Provided records:
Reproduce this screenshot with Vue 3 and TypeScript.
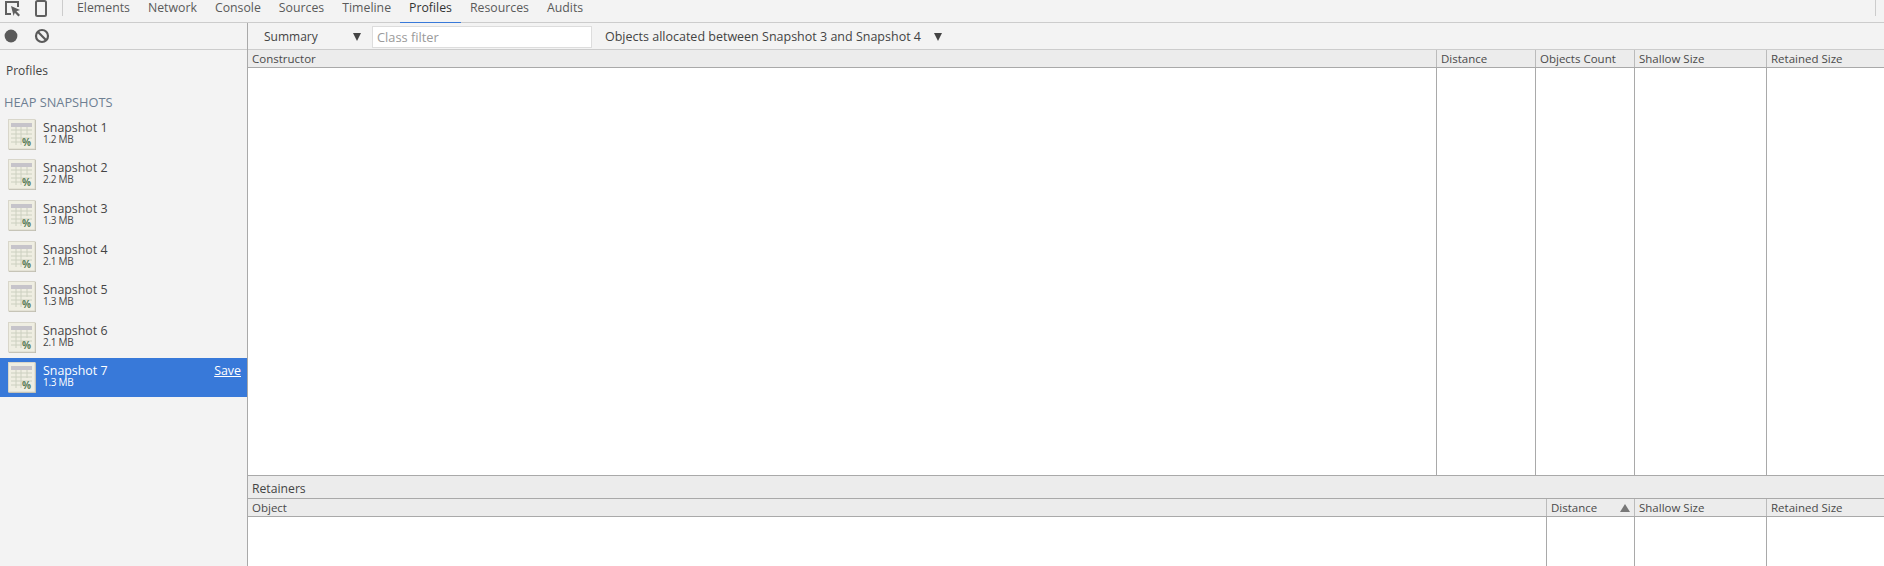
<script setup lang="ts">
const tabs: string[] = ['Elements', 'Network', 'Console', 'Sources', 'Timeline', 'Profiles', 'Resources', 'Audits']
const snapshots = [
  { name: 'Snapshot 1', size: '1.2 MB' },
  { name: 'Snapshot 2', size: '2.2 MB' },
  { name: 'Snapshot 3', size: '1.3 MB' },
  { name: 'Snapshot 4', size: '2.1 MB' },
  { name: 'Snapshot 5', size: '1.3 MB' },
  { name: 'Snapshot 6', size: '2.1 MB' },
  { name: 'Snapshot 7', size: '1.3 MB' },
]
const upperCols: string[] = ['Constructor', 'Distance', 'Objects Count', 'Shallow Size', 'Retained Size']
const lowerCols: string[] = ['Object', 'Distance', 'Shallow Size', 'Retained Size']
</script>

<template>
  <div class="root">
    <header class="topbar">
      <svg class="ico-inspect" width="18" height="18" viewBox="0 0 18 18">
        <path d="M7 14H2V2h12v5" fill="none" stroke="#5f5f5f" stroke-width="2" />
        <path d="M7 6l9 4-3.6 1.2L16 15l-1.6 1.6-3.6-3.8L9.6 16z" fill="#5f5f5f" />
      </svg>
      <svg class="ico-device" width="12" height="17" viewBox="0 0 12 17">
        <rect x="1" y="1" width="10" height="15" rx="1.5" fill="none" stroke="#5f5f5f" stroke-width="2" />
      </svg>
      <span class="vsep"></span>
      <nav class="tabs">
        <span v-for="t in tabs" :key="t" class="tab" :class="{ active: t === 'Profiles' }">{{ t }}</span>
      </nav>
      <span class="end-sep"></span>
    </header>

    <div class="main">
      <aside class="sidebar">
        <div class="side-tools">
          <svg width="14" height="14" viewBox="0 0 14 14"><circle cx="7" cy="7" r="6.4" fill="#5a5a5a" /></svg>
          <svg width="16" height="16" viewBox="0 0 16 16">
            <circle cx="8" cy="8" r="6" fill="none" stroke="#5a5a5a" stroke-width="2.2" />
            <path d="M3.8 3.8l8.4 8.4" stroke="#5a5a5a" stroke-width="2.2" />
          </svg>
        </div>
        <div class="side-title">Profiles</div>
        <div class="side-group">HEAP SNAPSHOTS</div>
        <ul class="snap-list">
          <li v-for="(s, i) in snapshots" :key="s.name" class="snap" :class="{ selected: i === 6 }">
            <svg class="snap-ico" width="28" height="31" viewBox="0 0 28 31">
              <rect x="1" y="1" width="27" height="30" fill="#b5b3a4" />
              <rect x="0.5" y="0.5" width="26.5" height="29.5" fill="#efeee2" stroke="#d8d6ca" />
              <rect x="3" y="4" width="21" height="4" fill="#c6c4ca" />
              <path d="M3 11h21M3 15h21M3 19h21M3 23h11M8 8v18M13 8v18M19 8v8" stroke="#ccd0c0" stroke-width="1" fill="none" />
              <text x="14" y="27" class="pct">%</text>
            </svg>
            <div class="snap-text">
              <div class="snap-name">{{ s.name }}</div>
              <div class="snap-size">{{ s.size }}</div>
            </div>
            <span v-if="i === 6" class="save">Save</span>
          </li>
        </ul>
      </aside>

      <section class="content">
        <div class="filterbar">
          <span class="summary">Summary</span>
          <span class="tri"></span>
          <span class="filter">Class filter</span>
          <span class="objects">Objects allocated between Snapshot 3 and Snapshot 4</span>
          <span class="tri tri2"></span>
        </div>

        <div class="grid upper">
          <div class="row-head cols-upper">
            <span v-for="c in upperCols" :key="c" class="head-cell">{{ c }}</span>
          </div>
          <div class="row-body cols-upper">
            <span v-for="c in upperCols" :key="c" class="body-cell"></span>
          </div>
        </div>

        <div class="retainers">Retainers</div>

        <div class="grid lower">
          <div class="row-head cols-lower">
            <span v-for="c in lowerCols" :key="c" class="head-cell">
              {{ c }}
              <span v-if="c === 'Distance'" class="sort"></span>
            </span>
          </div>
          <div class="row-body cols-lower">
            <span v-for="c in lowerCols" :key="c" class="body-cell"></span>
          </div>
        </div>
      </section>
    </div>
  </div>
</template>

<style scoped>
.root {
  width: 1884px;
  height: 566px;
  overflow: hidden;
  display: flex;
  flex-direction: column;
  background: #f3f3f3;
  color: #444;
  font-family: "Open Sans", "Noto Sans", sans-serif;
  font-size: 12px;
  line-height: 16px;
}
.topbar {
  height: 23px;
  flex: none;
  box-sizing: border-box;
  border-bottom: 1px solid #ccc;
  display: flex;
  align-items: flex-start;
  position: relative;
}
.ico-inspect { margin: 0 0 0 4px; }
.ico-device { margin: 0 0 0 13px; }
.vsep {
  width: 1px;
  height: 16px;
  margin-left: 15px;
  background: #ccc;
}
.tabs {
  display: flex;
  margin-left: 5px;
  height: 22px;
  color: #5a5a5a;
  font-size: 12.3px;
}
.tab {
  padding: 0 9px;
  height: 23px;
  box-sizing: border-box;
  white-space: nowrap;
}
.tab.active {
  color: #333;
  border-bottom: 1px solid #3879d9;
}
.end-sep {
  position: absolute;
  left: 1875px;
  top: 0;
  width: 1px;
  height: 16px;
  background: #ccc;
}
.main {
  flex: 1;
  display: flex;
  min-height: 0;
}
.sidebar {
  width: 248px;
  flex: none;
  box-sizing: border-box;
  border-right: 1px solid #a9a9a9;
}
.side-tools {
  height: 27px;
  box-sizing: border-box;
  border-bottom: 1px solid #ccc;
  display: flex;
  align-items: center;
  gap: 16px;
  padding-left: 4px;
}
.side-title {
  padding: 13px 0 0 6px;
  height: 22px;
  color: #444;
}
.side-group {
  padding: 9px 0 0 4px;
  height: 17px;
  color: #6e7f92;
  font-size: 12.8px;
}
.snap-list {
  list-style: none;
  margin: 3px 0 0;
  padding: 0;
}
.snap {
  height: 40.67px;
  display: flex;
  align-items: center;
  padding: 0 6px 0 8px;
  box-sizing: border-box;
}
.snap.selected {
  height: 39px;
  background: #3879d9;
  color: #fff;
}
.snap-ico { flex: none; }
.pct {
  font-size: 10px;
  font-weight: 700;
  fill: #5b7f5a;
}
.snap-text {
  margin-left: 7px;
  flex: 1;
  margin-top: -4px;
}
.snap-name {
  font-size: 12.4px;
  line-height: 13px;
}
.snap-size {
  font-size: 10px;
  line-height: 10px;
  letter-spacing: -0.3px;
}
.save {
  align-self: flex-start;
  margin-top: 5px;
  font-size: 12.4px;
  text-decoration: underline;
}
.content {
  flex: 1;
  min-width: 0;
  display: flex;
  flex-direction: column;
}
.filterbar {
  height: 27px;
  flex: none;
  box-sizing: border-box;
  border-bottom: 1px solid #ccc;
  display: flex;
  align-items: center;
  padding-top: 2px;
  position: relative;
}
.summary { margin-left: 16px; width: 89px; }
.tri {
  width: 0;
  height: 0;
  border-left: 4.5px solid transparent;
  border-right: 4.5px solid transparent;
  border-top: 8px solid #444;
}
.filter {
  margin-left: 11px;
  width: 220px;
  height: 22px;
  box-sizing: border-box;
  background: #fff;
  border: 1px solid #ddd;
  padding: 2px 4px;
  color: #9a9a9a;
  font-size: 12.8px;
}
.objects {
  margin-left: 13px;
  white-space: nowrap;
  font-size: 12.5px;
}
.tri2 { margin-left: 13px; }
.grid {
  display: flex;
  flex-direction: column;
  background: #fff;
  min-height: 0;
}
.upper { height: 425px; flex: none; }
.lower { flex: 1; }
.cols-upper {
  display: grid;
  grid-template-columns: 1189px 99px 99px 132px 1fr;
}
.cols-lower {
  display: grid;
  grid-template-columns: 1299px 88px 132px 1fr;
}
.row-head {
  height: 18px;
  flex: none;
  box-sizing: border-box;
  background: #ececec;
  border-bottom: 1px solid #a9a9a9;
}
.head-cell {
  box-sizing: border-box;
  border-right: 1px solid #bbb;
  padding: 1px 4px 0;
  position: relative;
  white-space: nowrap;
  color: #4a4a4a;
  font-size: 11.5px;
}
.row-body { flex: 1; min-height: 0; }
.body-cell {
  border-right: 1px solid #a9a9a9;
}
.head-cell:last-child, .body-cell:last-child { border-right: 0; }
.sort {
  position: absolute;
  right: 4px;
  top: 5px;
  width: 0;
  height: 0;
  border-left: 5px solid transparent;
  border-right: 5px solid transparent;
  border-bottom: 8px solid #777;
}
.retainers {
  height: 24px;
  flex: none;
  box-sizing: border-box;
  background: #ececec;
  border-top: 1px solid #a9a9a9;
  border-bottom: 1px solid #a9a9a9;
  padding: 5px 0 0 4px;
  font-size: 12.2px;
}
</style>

---

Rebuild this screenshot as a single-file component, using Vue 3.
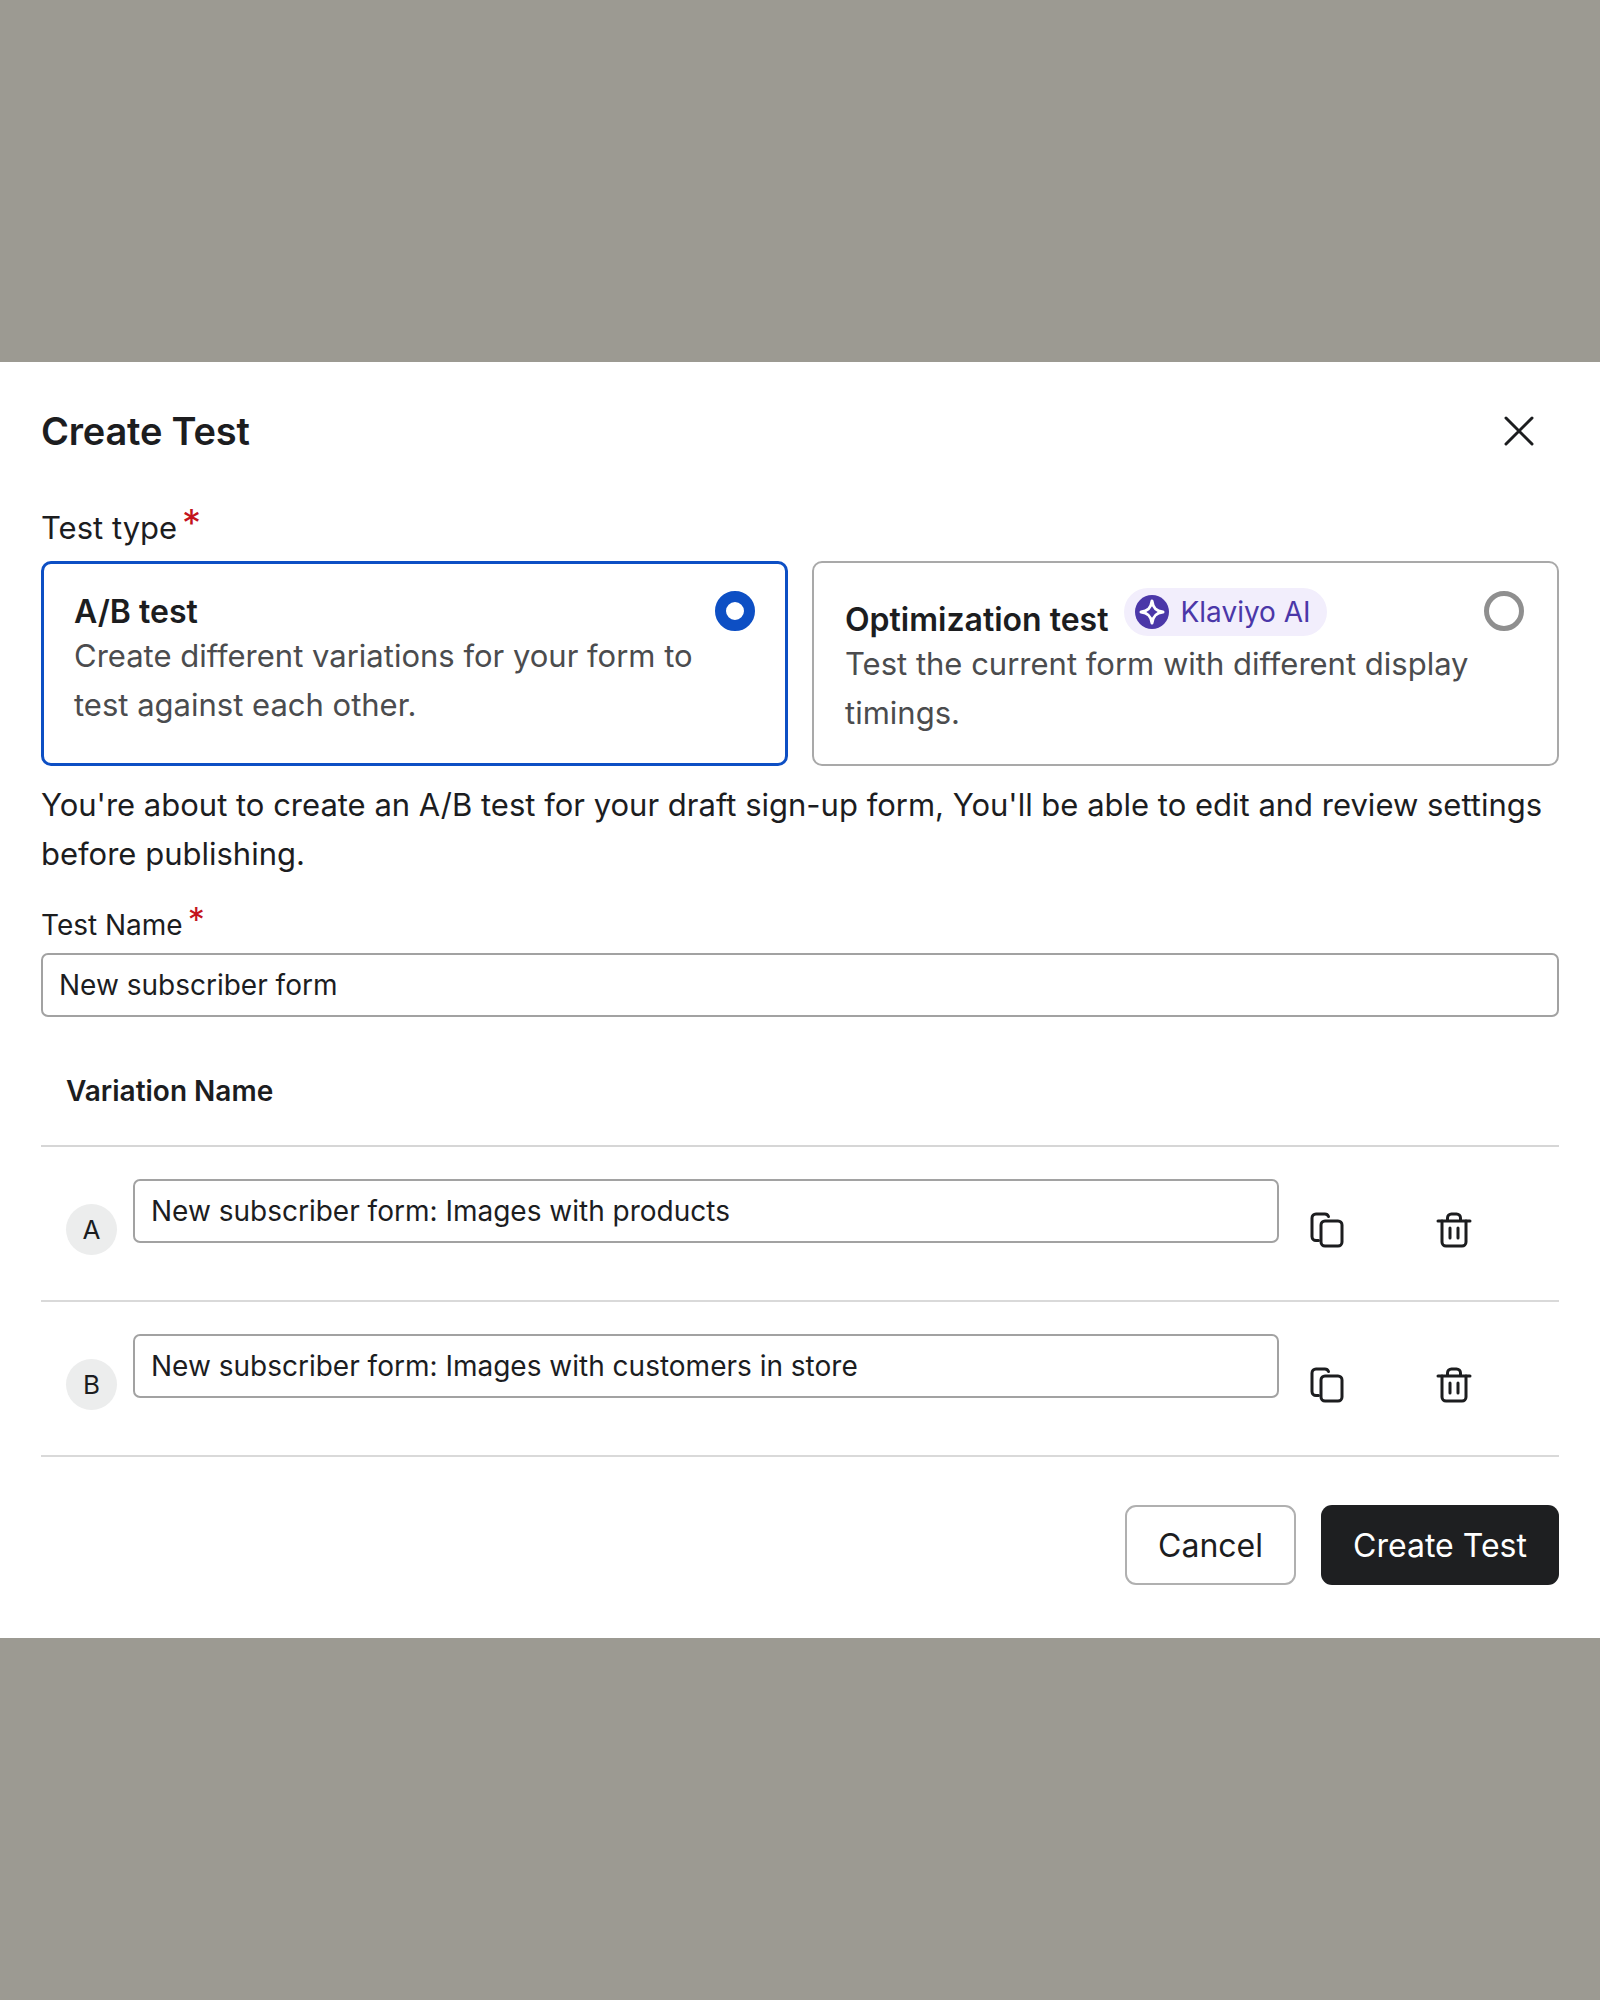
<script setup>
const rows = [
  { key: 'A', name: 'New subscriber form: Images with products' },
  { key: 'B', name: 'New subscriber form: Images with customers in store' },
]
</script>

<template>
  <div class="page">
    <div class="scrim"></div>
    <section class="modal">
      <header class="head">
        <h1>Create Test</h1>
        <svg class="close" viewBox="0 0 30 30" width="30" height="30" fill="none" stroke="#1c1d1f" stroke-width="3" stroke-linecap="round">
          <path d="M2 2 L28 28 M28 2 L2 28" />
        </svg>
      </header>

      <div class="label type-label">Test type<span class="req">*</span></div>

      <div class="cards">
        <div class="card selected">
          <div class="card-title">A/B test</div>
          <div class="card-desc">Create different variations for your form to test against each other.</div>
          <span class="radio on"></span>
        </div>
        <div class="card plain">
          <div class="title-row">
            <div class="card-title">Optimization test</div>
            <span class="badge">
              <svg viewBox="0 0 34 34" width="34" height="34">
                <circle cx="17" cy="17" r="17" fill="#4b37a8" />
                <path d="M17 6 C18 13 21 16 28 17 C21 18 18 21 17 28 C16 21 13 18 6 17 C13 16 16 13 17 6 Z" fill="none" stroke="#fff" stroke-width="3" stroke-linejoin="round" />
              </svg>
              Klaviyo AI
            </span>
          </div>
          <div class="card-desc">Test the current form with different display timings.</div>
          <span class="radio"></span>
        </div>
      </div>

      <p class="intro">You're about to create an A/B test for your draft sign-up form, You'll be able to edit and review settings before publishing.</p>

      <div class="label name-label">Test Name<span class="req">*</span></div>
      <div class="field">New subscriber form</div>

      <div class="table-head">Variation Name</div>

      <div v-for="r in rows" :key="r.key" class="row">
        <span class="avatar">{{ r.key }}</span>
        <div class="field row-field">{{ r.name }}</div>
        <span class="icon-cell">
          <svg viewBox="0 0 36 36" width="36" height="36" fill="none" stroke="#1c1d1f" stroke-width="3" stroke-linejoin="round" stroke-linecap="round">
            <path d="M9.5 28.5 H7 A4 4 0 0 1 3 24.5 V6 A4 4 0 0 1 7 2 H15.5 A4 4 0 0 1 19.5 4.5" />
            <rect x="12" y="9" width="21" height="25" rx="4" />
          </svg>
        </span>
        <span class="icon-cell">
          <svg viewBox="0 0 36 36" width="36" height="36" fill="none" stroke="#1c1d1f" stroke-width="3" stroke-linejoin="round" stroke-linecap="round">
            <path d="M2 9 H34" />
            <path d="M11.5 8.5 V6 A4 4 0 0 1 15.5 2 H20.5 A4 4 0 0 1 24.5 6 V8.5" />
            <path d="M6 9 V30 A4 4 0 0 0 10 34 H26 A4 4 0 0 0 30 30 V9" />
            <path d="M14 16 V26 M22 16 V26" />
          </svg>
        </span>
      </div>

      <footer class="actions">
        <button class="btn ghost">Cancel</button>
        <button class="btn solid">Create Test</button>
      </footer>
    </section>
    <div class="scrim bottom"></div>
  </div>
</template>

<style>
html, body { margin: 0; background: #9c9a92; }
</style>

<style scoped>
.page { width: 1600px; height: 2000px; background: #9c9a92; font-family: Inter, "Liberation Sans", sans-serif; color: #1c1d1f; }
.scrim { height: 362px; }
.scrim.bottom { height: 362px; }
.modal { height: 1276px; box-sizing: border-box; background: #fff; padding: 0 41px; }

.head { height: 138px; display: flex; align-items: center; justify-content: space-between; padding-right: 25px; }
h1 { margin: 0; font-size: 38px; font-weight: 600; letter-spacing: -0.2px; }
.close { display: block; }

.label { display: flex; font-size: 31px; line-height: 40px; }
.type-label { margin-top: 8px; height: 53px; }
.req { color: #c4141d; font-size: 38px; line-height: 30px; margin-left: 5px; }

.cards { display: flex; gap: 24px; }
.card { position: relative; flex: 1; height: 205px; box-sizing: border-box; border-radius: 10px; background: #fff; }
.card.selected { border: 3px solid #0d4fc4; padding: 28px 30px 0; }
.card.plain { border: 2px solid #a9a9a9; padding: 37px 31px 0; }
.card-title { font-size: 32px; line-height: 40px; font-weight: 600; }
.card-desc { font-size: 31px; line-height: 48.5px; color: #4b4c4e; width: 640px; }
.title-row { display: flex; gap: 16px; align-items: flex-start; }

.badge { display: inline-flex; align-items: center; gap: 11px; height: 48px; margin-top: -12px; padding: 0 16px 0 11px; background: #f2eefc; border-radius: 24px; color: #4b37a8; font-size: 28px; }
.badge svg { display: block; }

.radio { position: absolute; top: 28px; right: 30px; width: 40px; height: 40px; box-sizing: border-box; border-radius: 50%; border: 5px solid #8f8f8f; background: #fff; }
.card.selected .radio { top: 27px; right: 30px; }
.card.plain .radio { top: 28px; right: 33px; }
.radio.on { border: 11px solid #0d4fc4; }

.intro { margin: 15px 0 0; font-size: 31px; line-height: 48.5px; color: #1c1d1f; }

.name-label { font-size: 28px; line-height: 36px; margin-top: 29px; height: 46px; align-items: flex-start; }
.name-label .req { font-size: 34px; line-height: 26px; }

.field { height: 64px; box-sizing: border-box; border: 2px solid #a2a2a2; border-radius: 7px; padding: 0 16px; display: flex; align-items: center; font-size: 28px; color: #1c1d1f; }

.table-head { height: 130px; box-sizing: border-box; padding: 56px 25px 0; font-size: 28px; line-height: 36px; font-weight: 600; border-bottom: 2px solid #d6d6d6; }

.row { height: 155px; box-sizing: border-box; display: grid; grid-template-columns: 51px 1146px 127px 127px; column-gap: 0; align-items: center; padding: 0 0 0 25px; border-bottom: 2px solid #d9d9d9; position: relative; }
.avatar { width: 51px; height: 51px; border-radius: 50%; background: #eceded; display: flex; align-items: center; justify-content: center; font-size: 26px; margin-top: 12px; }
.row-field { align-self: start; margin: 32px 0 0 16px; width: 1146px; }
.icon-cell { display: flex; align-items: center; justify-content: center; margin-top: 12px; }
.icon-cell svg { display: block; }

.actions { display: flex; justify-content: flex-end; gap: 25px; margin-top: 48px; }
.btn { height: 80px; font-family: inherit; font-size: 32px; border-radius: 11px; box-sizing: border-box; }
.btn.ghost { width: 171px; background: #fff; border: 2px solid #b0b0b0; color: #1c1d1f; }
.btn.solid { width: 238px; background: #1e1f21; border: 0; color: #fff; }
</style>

Objective: Say how many lines of the data include the word "screenshot". Respond with the number alone.

Task result: 2